The president’s budget proposal suggests moving the High Intensity Drug Trafficking Areas (HIDTA) and the Drug Free Communities programs out of the Office of National Drug Control Policy (ONDCP) and into agencies within the departments of Justice and Health and Human Services, respectively.

“To further enhance the department’s efforts to concentrate law enforcement resources on drug traffickers in the most critical regions, the budget proposes to transfer the [HIDTA] program from [ONDCP] to the [Drug Enforcement Administration],” Trump’s budget proposal said.

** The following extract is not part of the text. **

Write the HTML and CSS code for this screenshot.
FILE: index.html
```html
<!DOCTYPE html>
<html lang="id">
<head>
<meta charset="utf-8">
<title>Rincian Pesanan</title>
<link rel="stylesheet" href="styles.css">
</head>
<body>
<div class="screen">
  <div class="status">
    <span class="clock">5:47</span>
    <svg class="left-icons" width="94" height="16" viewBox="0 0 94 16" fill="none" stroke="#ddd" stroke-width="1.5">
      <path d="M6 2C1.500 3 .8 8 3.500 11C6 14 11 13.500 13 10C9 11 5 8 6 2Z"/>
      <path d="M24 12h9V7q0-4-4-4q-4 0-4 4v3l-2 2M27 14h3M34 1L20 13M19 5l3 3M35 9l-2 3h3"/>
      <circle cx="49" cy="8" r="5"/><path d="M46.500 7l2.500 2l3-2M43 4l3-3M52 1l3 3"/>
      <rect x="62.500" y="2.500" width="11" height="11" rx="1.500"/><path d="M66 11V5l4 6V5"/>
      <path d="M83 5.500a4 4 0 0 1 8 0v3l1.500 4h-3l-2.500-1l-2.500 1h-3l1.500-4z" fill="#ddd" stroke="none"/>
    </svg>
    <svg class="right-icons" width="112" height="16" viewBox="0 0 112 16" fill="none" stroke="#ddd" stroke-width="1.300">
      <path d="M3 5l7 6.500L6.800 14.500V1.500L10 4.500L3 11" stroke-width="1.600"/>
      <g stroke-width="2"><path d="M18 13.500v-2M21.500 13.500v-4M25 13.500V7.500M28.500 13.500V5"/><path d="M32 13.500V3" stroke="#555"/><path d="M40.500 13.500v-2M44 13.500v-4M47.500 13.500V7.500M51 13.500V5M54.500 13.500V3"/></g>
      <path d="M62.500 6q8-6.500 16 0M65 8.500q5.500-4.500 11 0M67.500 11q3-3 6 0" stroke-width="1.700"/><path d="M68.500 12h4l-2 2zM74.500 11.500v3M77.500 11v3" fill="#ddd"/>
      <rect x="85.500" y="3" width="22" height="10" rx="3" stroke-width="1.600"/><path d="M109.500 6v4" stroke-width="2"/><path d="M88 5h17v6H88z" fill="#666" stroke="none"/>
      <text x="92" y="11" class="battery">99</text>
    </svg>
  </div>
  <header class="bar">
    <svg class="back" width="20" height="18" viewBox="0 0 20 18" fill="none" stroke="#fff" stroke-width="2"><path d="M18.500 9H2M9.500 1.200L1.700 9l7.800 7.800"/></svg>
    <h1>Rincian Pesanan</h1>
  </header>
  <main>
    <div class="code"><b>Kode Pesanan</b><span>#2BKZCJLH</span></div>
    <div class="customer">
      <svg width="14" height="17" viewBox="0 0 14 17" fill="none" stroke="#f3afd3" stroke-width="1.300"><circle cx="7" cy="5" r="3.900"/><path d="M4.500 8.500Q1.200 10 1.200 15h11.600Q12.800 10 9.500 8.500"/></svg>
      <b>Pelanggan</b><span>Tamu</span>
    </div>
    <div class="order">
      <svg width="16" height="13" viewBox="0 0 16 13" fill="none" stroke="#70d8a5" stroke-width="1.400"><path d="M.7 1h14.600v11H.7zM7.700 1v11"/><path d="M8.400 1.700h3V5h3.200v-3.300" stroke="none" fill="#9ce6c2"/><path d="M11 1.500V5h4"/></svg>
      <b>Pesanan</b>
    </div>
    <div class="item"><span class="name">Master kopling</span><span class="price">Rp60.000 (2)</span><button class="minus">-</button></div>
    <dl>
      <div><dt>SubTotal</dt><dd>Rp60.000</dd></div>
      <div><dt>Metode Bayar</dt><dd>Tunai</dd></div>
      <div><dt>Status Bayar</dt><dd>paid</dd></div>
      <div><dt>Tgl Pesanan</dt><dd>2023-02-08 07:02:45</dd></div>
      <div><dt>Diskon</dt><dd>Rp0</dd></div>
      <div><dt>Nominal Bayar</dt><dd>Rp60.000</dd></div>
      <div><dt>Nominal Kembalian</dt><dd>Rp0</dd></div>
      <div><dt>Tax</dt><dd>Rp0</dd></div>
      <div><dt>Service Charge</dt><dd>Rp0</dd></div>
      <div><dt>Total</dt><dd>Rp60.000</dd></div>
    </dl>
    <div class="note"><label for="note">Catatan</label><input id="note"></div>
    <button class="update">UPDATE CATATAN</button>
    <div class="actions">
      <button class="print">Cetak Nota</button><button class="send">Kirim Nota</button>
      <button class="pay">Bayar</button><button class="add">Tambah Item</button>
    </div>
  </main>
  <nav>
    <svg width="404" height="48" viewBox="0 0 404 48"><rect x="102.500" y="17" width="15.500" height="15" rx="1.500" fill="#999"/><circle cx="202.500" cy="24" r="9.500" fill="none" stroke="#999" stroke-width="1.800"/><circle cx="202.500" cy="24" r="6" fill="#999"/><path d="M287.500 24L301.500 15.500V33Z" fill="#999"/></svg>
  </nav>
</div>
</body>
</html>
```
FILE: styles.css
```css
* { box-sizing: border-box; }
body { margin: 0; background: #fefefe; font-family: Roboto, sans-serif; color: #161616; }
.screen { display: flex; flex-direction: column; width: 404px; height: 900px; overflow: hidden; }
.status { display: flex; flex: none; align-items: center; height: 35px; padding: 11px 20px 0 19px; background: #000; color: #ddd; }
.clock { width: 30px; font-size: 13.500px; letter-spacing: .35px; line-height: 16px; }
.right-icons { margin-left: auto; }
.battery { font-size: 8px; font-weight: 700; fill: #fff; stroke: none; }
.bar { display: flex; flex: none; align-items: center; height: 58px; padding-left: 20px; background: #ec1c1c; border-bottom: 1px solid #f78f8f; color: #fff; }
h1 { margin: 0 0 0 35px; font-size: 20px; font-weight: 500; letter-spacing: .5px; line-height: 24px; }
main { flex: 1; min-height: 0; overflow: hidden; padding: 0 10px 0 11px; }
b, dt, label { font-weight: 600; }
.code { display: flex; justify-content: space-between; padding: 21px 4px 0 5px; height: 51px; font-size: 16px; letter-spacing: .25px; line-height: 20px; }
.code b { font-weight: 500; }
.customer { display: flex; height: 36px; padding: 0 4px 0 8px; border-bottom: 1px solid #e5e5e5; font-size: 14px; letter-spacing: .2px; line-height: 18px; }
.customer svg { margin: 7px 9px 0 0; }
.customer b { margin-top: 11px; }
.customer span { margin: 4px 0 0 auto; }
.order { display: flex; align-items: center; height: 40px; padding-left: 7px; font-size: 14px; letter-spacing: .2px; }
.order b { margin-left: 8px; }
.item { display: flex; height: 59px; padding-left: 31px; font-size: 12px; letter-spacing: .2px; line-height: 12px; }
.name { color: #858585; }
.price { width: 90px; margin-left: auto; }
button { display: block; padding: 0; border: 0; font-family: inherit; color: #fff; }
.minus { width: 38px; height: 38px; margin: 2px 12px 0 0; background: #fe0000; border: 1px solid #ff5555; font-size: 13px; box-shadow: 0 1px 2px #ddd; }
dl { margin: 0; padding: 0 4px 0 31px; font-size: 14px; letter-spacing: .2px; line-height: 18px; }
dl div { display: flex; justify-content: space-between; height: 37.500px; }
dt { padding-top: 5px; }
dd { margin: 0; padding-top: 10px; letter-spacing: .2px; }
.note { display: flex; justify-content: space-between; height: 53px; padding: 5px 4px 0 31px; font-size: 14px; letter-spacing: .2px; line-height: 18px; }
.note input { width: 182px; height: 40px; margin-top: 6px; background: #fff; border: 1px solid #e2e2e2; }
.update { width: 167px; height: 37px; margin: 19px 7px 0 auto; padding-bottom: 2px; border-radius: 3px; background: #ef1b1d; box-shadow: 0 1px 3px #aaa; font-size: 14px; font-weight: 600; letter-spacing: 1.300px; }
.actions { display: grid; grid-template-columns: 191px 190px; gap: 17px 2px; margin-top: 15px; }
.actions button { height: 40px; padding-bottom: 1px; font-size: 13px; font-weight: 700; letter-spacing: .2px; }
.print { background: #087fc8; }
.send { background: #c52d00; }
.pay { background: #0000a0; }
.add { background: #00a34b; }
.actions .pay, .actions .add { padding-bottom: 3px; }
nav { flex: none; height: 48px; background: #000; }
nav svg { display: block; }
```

“Consolidating anti-drug law enforcement efforts in the DEA would better focus resources on the most dangerous, complex, and interjurisdictional drug trafficking organizations in the United States,” it continued.

But former ONDCP officials told The Daily Caller News Foundation that moving the programs would be extremely damaging. The shuffle also confirms a 95 percent cut to ONDCP’s budget that Politico first reported in January.

“I’d worry about the programs being changed or administered differently … to the detriment of the effectiveness of those programs,” John Carnevale, a former senior ONDCP official, told TheDCNF earlier in February.

Another former senior ONDCP official, Kevin Sabet, added: “I think it’d be damaging if ONDCP lost those programs. It allows them to synchronize programs and policy.”

HIDTA, for example, is governed by a board comprised of federal, state and local law enforcement. Moving the program into the Drug Enforcement Administration would give the federal agency more power and would harm the localized effort, according to the officials.

“The current make-up of ONDCP is so critically important,” National HIDTA Directors’ Association congressional affairs liaison David Kelley previously told TheDCNF. “To separate out these programs at this juncture is not in keeping with the priorities and objectives of implementing a national drug control strategy.”

HIDTA disrupted or dismantled nearly 2,700 drug trafficking organizations in 2016, 63 of which were part of international or multi-state groups, according to the program’s annual summary. Middle schoolers living Drug Free Communities-funded areas reported a 24 percent decrease in alcohol use, a 29 percent decrease in tobacco use and a 15 percent decrease in marijuana use, according to the President Barack Obama-era White House website.

Congress and advocacy groups alike pushed against the 95 percent budget cut to ONDCP after Politico’s reporting. The White House similarly proposed the same cut last year, but said the office’s programs were duplicative and suggested eliminating them entirely.

“We saw what [OMB] wanted to do last year and it was silly,” Carnevale previously told TheDCNF. “It blew up in their face. The public pressure was so much they had to give in.”

Carnevale stressed ONDCP’s importance given the opioid epidemic, which killed about 64,000 people in 2016.

Trump’s budget also requests more than $30 billion in drug control funding for 2019, approximately $7 billion of which will combat the opioid crisis.